The Federal Circuit oral argument were an interesting listen — I have posted them here: https://scotusgate.com/oral_argument.php?case=23-2033_04112025.

When the USPTO’s Associate Solicitor Kakoli Caprihan opened by arguing that the claims are eligible under step one of Alice, Judge Chen interrupted: “Under step one? I thought the board found that they weren’t eligible under step one and had to get to step two.” When Caprihan tried to explain that the Board’s analysis, Judge Chen dismissed the effort: “Oh, is this your nonsensical Step 0, Step 2A stuff?” I agree – the USPTO should at least rewrite its guidance to match the court language on eligibility numbering. Of course, the USPTO has spent years developing its own eligibility guidance to create internal consistency, but the Federal Circuit treats that guidance as irrelevant to its analysis.

The panel’s questioning on the merits was pointed. Judge Chen posed an elaborate hypothetical: a passenger named Jenny calls a dispatcher from the airport; the dispatcher sees on a map that a cab is within a mile; the cab driver drives over, writes Jenny’s phone number (867-5309) on a whiteboard attached to his window, and calls Jenny to say her number is displayed. Judge Chen then asked: “What I just described, is that patent eligible? It’s got phones. It’s got a whiteboard. Or is that just a method of organizing human activity just using available technology for their normal, conventional purposes?” Rideshare’s counsel struggled somewhat to distinguish the hypothetical.

Judge Hughes was more direct (as usual). After suggesting to Lyft’s counsel that the claims simply automate what a car service does when a driver holds up a sign at the airport, he agreed, invoking a Seinfeld episode in which George Costanza steals someone’s airport car by claiming to be the person on the driver’s sign.  Judge Hughes then put the point to Rideshare’s counsel and the USPTO: “I’ve never found automating something that can be done with basically pen and paper to be eligible.” When Judge Chen asked the USPTO attorney what the technological improvement was, the response was “providing a more secure rideshare technology service.” Judge Chen responded: “That’s the result. What’s the means? What is the technological improved means of accomplishing the result? . . . I’ve been waiting and waiting and waiting for somebody to tell it to me. So now’s your chance.”
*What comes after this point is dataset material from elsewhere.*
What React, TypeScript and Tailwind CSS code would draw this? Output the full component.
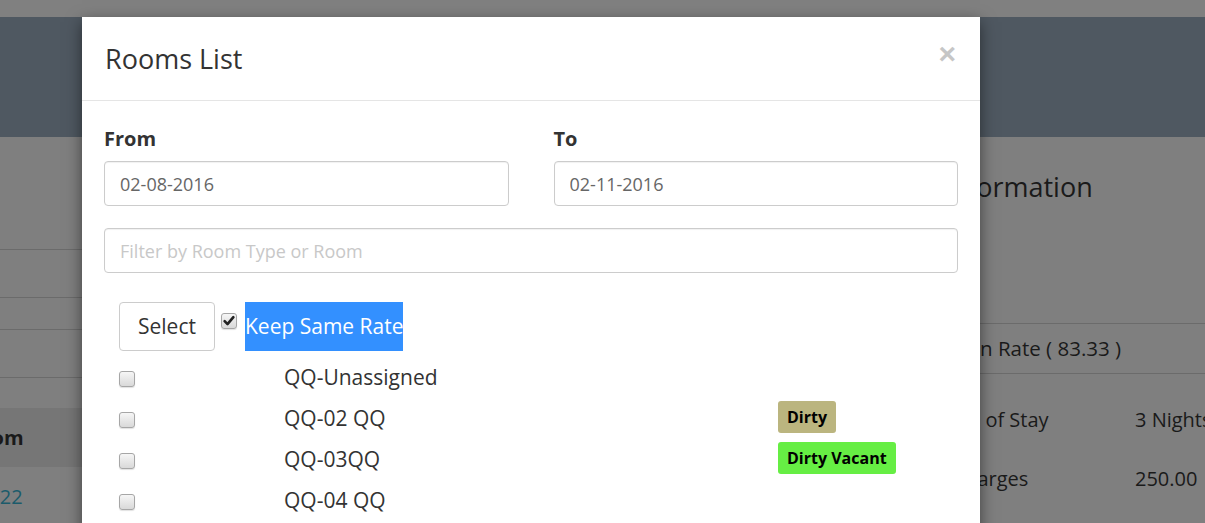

The new Supreme Court petition links itself to the pending petition in USAA (25-853) — arguing that the Federal Circuit improperly requires an improvement to the computer itself for eligibility, rather than an improvement in any technology or technical field.  In USAA, the Court has requested a response from PNC, due April 8, 2026.

The petition’s second question focuses on what appears to be a written description holding buried in Footnote 3 where the court wrote:

We also conclude that the substitute claims are unsupported by the original disclosure, because we do not find support for the scenario described in the substitute claims, where a new indicator is generated in response to a  notification signal when the vehicle is within a predetermined distance of a particular location.
The original disclosure merely identifies two alternative scenarios: one where the system generates another indicatory signal when the driver approaches a location, and a second scenario when the driver manually generates another indicator. For that reason, too, the Board’s grant of Rideshare’s motion to amend was improper.

This appears to be  a new theory about written description introduced by the court during oral arguments. This has a number of procedural problems, including the court’s factual determination on an issue not even presented by the parties.

Footnote 3 would not have stayed in the case if it had been a precedential opinion. First because the court would have done a better job writing its opinion; and second the other judges on the court would have objected.  Precedential opinions are circulated and reviewed by all members of the CAFC before their release; Non-precedential opinions are not.

The broader picture here is the ongoing (increasing) institutional tension between the USPTO and the Federal Circuit on eligibility. The agency has been allowing expanded eligibility for years; and that has further increased under Dir. Squires.